L’économie numérique en tant que facteur de croissance au Sénégal
Le Cese affiche ses certitudes. Pour lui, l’économie numérique peut bien se poser en tant qu’axe développeur de l’économie. Il recommande la mise en place d’un Haut conseil de l’économie numérique qui sera un cadre consultatif indépendant qui réagit sur demande ou de manière proactive, pour que l’Exécutif n’aille pas dans de mauvaises directions. Il sera composé de membres reconnus comme experts en la matière, issus du public et du privé et sera sollicité sur toutes les questions relatives à l’économie numérique. Cela passe aussi par la promotion, avec l’avènement de la Télévision numérique terrestre (Tnt), d’une démarche inclusive dans la définition des modalités de fonctionnement de la plateforme technique mutualisée qui sera gérée pour le compte de l’Etat et pour créer les conditions d’une législation pour qu’aucun acteur du secteur de l’audiovisuel ne soit favorisé au détriment d’un autre. Il s’agit aussi de la promotion de la production audiovisuelle par la formation des acteurs et l’accès au financement des entreprises du sous-secteur de l’audiovisuel et légiférer sur un taux minimal de production de qualité et de diffusion. Les conseilleurs entendent obtenir la promotion des investissements nécessaires pour un maillage du territoire national en fibre optique ainsi que la promotion de la formation à l’usage des Tic des acteurs de l’agriculture, de la pêche et de l’élevage et l’encouragement de l’utilisation du numérique dans la commercialisation des produits agricoles et halieutiques et dans la lutte contre le vol de bétail. Le Cese propose la création et le développement d’incubateurs dans les villes universitaires en partenariat avec les collectivités locales pour amoindrir les charges de fonctionnement et encourager la recherche et le développement grâce au partenariat public-privé.

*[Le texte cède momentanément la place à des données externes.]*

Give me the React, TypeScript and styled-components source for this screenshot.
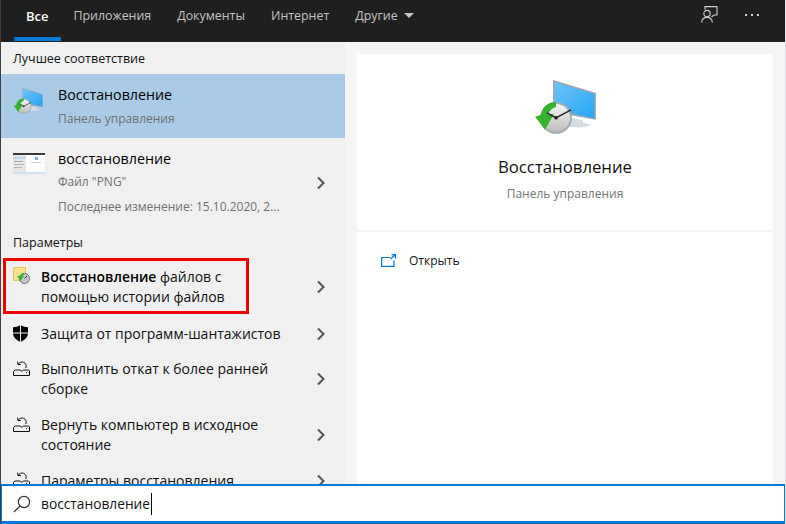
import { ReactNode } from 'react';
import styled, { createGlobalStyle } from 'styled-components';

const GlobalStyle = createGlobalStyle`
  html, body {
    margin: 0;
    padding: 0;
    background: #f5f5f5;
  }
  * {
    box-sizing: border-box;
  }
`;

const Window = styled.div`
  width: 786px;
  height: 524px;
  overflow: hidden;
  display: flex;
  flex-direction: column;
  font-family: "Open Sans", "Noto Sans", sans-serif;
  font-size: 13px;
  color: #111;
  background: #f5f5f5;
  border-left: 1px solid #3f4042;
  border-right: 1px solid #dfe3e6;
`;

const TopBar = styled.div`
  flex: 0 0 42px;
  display: flex;
  align-items: flex-start;
  padding-left: 13px;
  background: #1f1f1f;
`;

const Tab = styled.div<{ $active?: boolean }>`
  height: 41px;
  padding: 7px ${p => (p.$active ? 12 : 13)}px 0;
  display: flex;
  gap: 6px;
  font-size: ${p => (p.$active ? 13 : 12.4)}px;
  line-height: 18px;
  font-weight: ${p => (p.$active ? 600 : 400)};
  color: ${p => (p.$active ? '#fff' : '#c4c4c4')};
  border-bottom: 4px solid ${p => (p.$active ? '#0078d7' : 'transparent')};
`;

const Caret = styled.span`
  width: 0;
  height: 0;
  margin-top: 6px;
  border-left: 5px solid transparent;
  border-right: 5px solid transparent;
  border-top: 5px solid #c4c4c4;
`;

const BarActions = styled.div`
  margin-left: auto;
  display: flex;
  align-items: flex-start;
  gap: 26px;
  padding: 6px 25px 0 0;
  color: #d0d0d0;
`;

const Main = styled.div`
  flex: 1;
  min-height: 0;
  display: grid;
  grid-template-columns: 344px 1fr;
`;

const LeftPanel = styled.div`
  background: #f0f0f0;
  overflow: hidden;
  position: relative;
`;

const SectionTitle = styled.div<{ $height: number }>`
  height: ${p => p.$height}px;
  padding-left: 12px;
  display: flex;
  align-items: center;
  font-size: 12.5px;
  color: #111;
`;

const Row = styled.div<{ $selected?: boolean; $height: number; $left?: number }>`
  height: ${p => p.$height}px;
  display: grid;
  grid-template-columns: ${p => p.$left ?? 40}px 1fr 32px;
  align-items: center;
  background: ${p => (p.$selected ? '#a9cbe7' : 'transparent')};
`;

const IconCell = styled.div<{ $top?: number }>`
  padding-left: 12px;
  align-self: start;
  padding-top: ${p => p.$top ?? 0}px;
  display: flex;
`;

const RowBody = styled.div<{ $bottom?: number }>`
  padding-bottom: ${p => p.$bottom ?? 0}px;
`;

const RowText = styled.div`
  font-size: 14px;
  line-height: 20px;
  color: #111;
  white-space: nowrap;
`;

const BigTitle = styled.div`
  font-size: 14.25px;
  line-height: 22px;
  color: #000;
`;

const SubText = styled.div<{ $top?: number }>`
  font-size: 12px;
  line-height: 18px;
  color: #6f6f6f;
  margin-top: ${p => p.$top ?? 0}px;
`;

const Strong = styled.span`
  font-weight: 600;
  font-size: 13.9px;
  color: #000;
`;

const ChevronCell = styled.div`
  display: flex;
  padding-left: 3px;
  color: #555;
`;

// red annotation drawn over the screenshot
const Highlight = styled.div`
  position: absolute;
  left: 2px;
  top: 216px;
  width: 246px;
  height: 56px;
  border: 3px solid #f00000;
`;

const RightPanel = styled.div`
  padding: 12px 12px 0;
  display: flex;
  flex-direction: column;
  gap: 2px;
`;

const PreviewCard = styled.div`
  height: 176px;
  background: #fff;
  display: flex;
  flex-direction: column;
  align-items: center;
  padding-top: 26px;
`;

const PreviewTitle = styled.div`
  margin-top: 19px;
  font-size: 16.75px;
  line-height: 24px;
  color: #111;
`;

const PreviewSub = styled.div`
  margin-top: 6px;
  font-size: 12px;
  line-height: 18px;
  color: #757575;
`;

const ActionCard = styled.div`
  flex: 1;
  background: #fff;
  padding: 20px 24px;
`;

const ActionRow = styled.div`
  display: flex;
  align-items: center;
  gap: 13px;
  font-size: 12px;
  line-height: 18px;
  color: #111;
`;

const SearchBar = styled.div`
  flex: 0 0 40px;
  margin-left: -1px;
  margin-right: -1px;
  border: 2px solid #0078d7;
  border-bottom-width: 3px;
  background: #fff;
  display: flex;
  align-items: center;
  padding-left: 11px;
  gap: 10px;
`;

const SearchValue = styled.div`
  font-size: 13.75px;
  line-height: 22px;
  padding-right: 1px;
  border-right: 1px solid #000;
  color: #111;
`;

const Chevron = () => (
  <svg width="10" height="14" viewBox="0 0 10 14" fill="none">
    <path d="M2 1.5 L7.5 7 L2 12.5" stroke="currentColor" strokeWidth="2" />
  </svg>
);

const RecoveryIcon = ({ size, id }: { size: number; id: string }) => (
  <svg width={size} height={size * 0.9} viewBox="0 0 62 56">
    <defs>
      <linearGradient id={`${id}-screen`} x1="0" y1="0" x2="1" y2="1">
        <stop offset="0" stopColor="#6cc4fb" />
        <stop offset="1" stopColor="#26a4f3" />
      </linearGradient>
      <linearGradient id={`${id}-clock`} x1="0" y1="0" x2="0" y2="1">
        <stop offset="0" stopColor="#f6f6f6" />
        <stop offset="1" stopColor="#bdbdbd" />
      </linearGradient>
    </defs>
    <path d="M19 0 L62 13 L62 40 L19 32 Z" fill="#9aa5ad" />
    <path d="M20.5 2 L60.5 14 L60.5 38.5 L20.5 30 Z" fill={`url(#${id}-screen)`} />
    <path d="M36 38 L49 40.5 L49 43 L57 45 Q50 49 36 47 Z" fill="#d5dbdf" />
    <circle cx="22" cy="38" r="16" fill="#a4adb2" />
    <circle cx="22" cy="38" r="14" fill={`url(#${id}-clock)`} />
    <path d="M22 22 C13 22 8 28 7 35 L1 37 L11 50 L20 34 L14 35 C15 31 18 28 22 27 Z" fill="#35b52f" />
    <path d="M13 33 L22 38 L37 30" stroke="#222" strokeWidth="1.5" fill="none" />
    <circle cx="22" cy="38" r="1.8" fill="#222" />
  </svg>
);

const FileThumb = () => (
  <svg width="32" height="21" viewBox="0 0 32 21">
    <rect width="32" height="21" fill="#fff" />
    <rect width="32" height="2" fill="#3a3a3a" />
    <rect y="2" width="13" height="17" fill="#e4e6e8" />
    <rect y="4" width="13" height="2" fill="#bcd6ea" />
    <rect x="1" y="8" width="9" height="1" fill="#a9a9a9" />
    <rect x="1" y="11" width="10" height="1" fill="#b4b4b4" />
    <rect x="1" y="14" width="8" height="1" fill="#b4b4b4" />
    <rect x="22" y="4" width="3" height="3" fill="#7fb5e0" />
    <rect x="18" y="9" width="10" height="1" fill="#d0d0d0" />
    <rect y="19" width="32" height="2" fill="#cfe2f2" />
  </svg>
);

const HistoryIcon = () => (
  <svg width="17" height="17" viewBox="0 0 17 17">
    <path d="M0.5 0.5 H12.5 V13.5 H0.5 Z" fill="#f8e08e" stroke="#e6c65a" />
    <circle cx="11.5" cy="11.5" r="5" fill="#c4c8ca" stroke="#6d7275" />
    <path d="M11.5 11.5 L14 9" stroke="#333" />
    <path d="M11 6 A5 5 0 0 0 6.5 9 L4 9 L7.5 14 L11 9 L9 9 A3 3 0 0 1 11 8 Z" fill="#35b52f" />
  </svg>
);

const ShieldIcon = () => (
  <svg width="15" height="17" viewBox="0 0 15 17">
    <path d="M7.5 0 C10 1.6 12.5 2.2 15 2.2 V8 C15 12 12 15 7.5 17 C3 15 0 12 0 8 V2.2 C2.5 2.2 5 1.6 7.5 0 Z" fill="#000" />
    <path d="M7.5 0 V17 M0 8 H15" stroke="#f0f0f0" strokeWidth="1" />
  </svg>
);

const RestoreIcon = () => (
  <svg width="17" height="15" viewBox="0 0 17 15" fill="none" stroke="#111" strokeWidth="1">
    <path d="M5.2 3.4 A4.2 4.2 0 1 1 12.8 7" />
    <path d="M4.6 0.6 L5 3.6 L8 3.4" />
    <path d="M4 9 H7 C8 10.4 9.6 10.4 10.6 9 H15.5 L16.5 10 V14.5 H0.5 V10.5 L2 9 H4" />
    <rect x="13" y="11" width="1" height="1" fill="#111" stroke="none" />
  </svg>
);

const SearchIcon = () => (
  <svg width="18" height="18" viewBox="0 0 18 18" fill="none" stroke="#333" strokeWidth="1.2">
    <circle cx="11" cy="7" r="5.6" />
    <path d="M7 11 L1 17" />
  </svg>
);

const OpenIcon = () => (
  <svg width="15" height="14" viewBox="0 0 15 14" fill="none" stroke="#0078d7" strokeWidth="1.2">
    <path d="M9 3.5 H0.6 V12.4 H13 V6.5" />
    <path d="M9.5 5 L14 0.8 M10.5 0.6 H14.4 V4.5" />
  </svg>
);

const FeedbackIcon = () => (
  <svg width="17" height="17" viewBox="0 0 17 17" fill="none" stroke="currentColor" strokeWidth="1.1">
    <path d="M4 3.5 V0.6 H16 V9 H13 L10.5 11" />
    <circle cx="6" cy="7.6" r="3.2" />
    <path d="M0.6 16.5 C0.8 13 3 11.4 6 11.4 C9 11.4 11 13 11.4 16.5" />
  </svg>
);

const MoreIcon = () => (
  <svg width="16" height="18" viewBox="0 0 16 18" fill="#d0d0d0">
    <rect x="1" y="8" width="2" height="2" />
    <rect x="7" y="8" width="2" height="2" />
    <rect x="13" y="8" width="2" height="2" />
  </svg>
);

const SettingRow = ({ icon, height, iconTop, children }: { icon: ReactNode; height: number; iconTop: number; children: ReactNode }) => (
  <Row $height={height}>
    <IconCell $top={iconTop}>{icon}</IconCell>
    <RowText>{children}</RowText>
    <ChevronCell><Chevron /></ChevronCell>
  </Row>
);

export default function App() {
  return (
    <>
      <GlobalStyle />
      <Window>
        <TopBar>
          <Tab $active>Все</Tab>
          <Tab>Приложения</Tab>
          <Tab>Документы</Tab>
          <Tab>Интернет</Tab>
          <Tab>Другие<Caret /></Tab>
          <BarActions>
            <FeedbackIcon />
            <MoreIcon />
          </BarActions>
        </TopBar>
        <Main>
          <LeftPanel>
            <SectionTitle $height={32}>Лучшее соответствие</SectionTitle>
            <Row $selected $height={64} $left={57}>
              <IconCell $top={14}><RecoveryIcon size={30} id="small" /></IconCell>
              <RowBody>
                <BigTitle>Восстановление</BigTitle>
                <SubText $top={4}>Панель управления</SubText>
              </RowBody>
            </Row>
            <Row $height={89} $left={57}>
              <IconCell $top={15}><FileThumb /></IconCell>
              <RowBody $bottom={2}>
                <BigTitle>восстановление</BigTitle>
                <SubText $top={3}>Файл "PNG"</SubText>
                <SubText $top={7}>Последнее изменение: 15.10.2020, 2...</SubText>
              </RowBody>
              <ChevronCell><Chevron /></ChevronCell>
            </Row>
            <SectionTitle $height={31}>Параметры</SectionTitle>
            <SettingRow height={58} iconTop={9} icon={<HistoryIcon />}>
              <Strong>Восстановление</Strong> файлов с<br />помощью истории файлов
            </SettingRow>
            <SettingRow height={35} iconTop={9} icon={<ShieldIcon />}>
              Защита от программ-шантажистов
            </SettingRow>
            <SettingRow height={56} iconTop={10} icon={<RestoreIcon />}>
              Выполнить откат к более ранней<br />сборке
            </SettingRow>
            <SettingRow height={56} iconTop={10} icon={<RestoreIcon />}>
              Вернуть компьютер в исходное<br />состояние
            </SettingRow>
            <SettingRow height={36} iconTop={9} icon={<RestoreIcon />}>
              Параметры восстановления
            </SettingRow>
            <Highlight />
          </LeftPanel>
          <RightPanel>
            <PreviewCard>
              <RecoveryIcon size={62} id="big" />
              <PreviewTitle>Восстановление</PreviewTitle>
              <PreviewSub>Панель управления</PreviewSub>
            </PreviewCard>
            <ActionCard>
              <ActionRow><OpenIcon />Открыть</ActionRow>
            </ActionCard>
          </RightPanel>
        </Main>
        <SearchBar>
          <SearchIcon />
          <SearchValue>восстановление</SearchValue>
        </SearchBar>
      </Window>
    </>
  );
}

Prévention des crises dans l’espace scolaire et universitaire
La résurgence des crises scolaires et universitaires a nourri la proposition du Cese à travers «la promotion d’une nouvelle prise de conscience permettant, d’une part, à chaque acteur d’identifier sa part de responsabilité dans ce qui arrive à l’école sénégalaise et, d’autre part, pour tous les acteurs, de comprendre qu’à l’heure du numérique et de la mondialisation, les élèves et les étudiants ne peuvent plus être gouvernés comme avant et de convenir de la nécessité de construire une nouvelle gouvernance du système impliquant élèves et étudiants, en tant qu’acteurs centraux dans la gestion des établissements scolaires et universitaires». Pour la quatrième institution de l’Etat, il faut la construction, autour de la centralité de l’élève et de l’étudiant, d’un consensus pour un respect du quantum horaire par tous les acteurs du système éducatif, à travers un pacte de pacification durable de l’espace scolaire et universitaire. Le Cese pense aussi à la refondation du système éducatif sur la base des principes et valeurs en vue de la restauration de sa crédibilité, le respect et le suivi diligent des engagements de l’Etat en matière de réhabilitation, de construction et d’équipement, la dotation conséquente des établissements scolaires et universitaires en ressources matérielles et financières, la réalisation d’un état des lieux de tous les accords signés entre l’Etat et les différentes organisations syndicales et la réalisation d’une étude sur le système de rémunération et de motivation des agents de la fonction publique, selon les normes républicaines. Pour le Cese, il faut aussi la moralisation de l’espace scolaire et universitaire en veillant à éradiquer toute dérive liée à la propagande politique et religieuse, le règlement définitif du problème de retard des salaires des personnels, des enseignants et des bourses des étudiants par leur paiement à date échue, la valorisation du statut du médiateur de l’Université, et surtout l’élaboration d’un règlement intérieur qui détermine le comportement de chacun au sein des universités.